I am writing this this morning while watching the rain--it is such a joy to see water. Those of you in this area know how severe our drought has been.
A few days ago I wrote about the end of this year's Project Feederwatch season. The end of the season also marks the end of winter bird feeding for me. It would be different if I lived further north--I would probably keep all of my feeders up another few weeks.
However, that doesn't mean I don't continue to feed the birds in the summer; I feed all year around. It does mean I don't have to spend as much money supporting my birds. I took down one suet feeder, one platform feeder and two tube feeders. That still leaves one suet, two platform (although I'll put only half the food out as usual) and one tube feeder. I also add a hummingbird feeder in the summer. After all, I still like to watch the birds and an easy meal is never turned down by busy parents. I have been noticing fewer visitors to my feeders over the past couple of weeks. In part this is due to more insects being available and in part because breeding birds are beginning to lay out their territories.
Most importantly, especially in this drought, provide water. Although you cannot use treated water outside under our drought restrictions, if you collect rain water or use greywater (from your shower only,) you can continue to put out water for your birds.

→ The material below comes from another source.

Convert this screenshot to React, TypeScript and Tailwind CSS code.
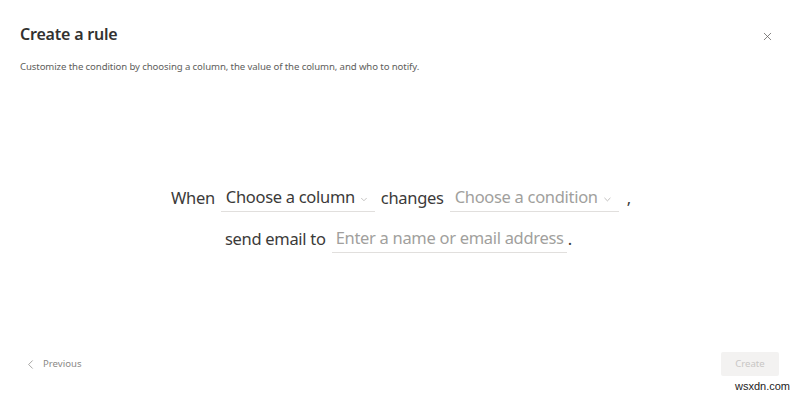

People sometimes ask why reduce food when the birds have babies to feed in the summer? Most babies are fed insects. Baby birds grow at a phenomenal rate and insects are high in proteins and fat. Most adult birds also change the composition of their diet in the summer, switching to a higher proportion of insects as insects are usually plentiful at this time of year and parents need a quick meal on the go. Cardinals eat about 1/3 insects and 2/3 vegetation (including seeds) although they feed their young almost 95% insects.
That isn't true of all of our birds, of course. The diet of house finches seems to stay at 97% seeds and plants all year long. So they'll be regular visitors to my sunflower feeder all summer. And of course our doves eat seeds all year around. Not that the Eurasian collared doves and white-winged doves in my neighborhood couldn't afford to go on a diet.
The best bird feeding is what birds get from native plants and the insects that feed on them. I haven't put in as many plants as I have wanted to the last few years because of the drought. But I continue to put in one or two every year.
Please don't spray poisons in your yards. Not only does it reduce the number of insects, but those insects in your yards are full of poisons, and are then fed to baby birds. Lots of birds is a good way to keep insects under control. Besides, we are all going to be sorry when the pollinators are gone.
So continue to enjoy your birds as the summer approaches. If you put up some bird houses or provide other suitable habitat with trees, shrubs and vines, perhaps you'll have the good fortune to watch a brood grow up.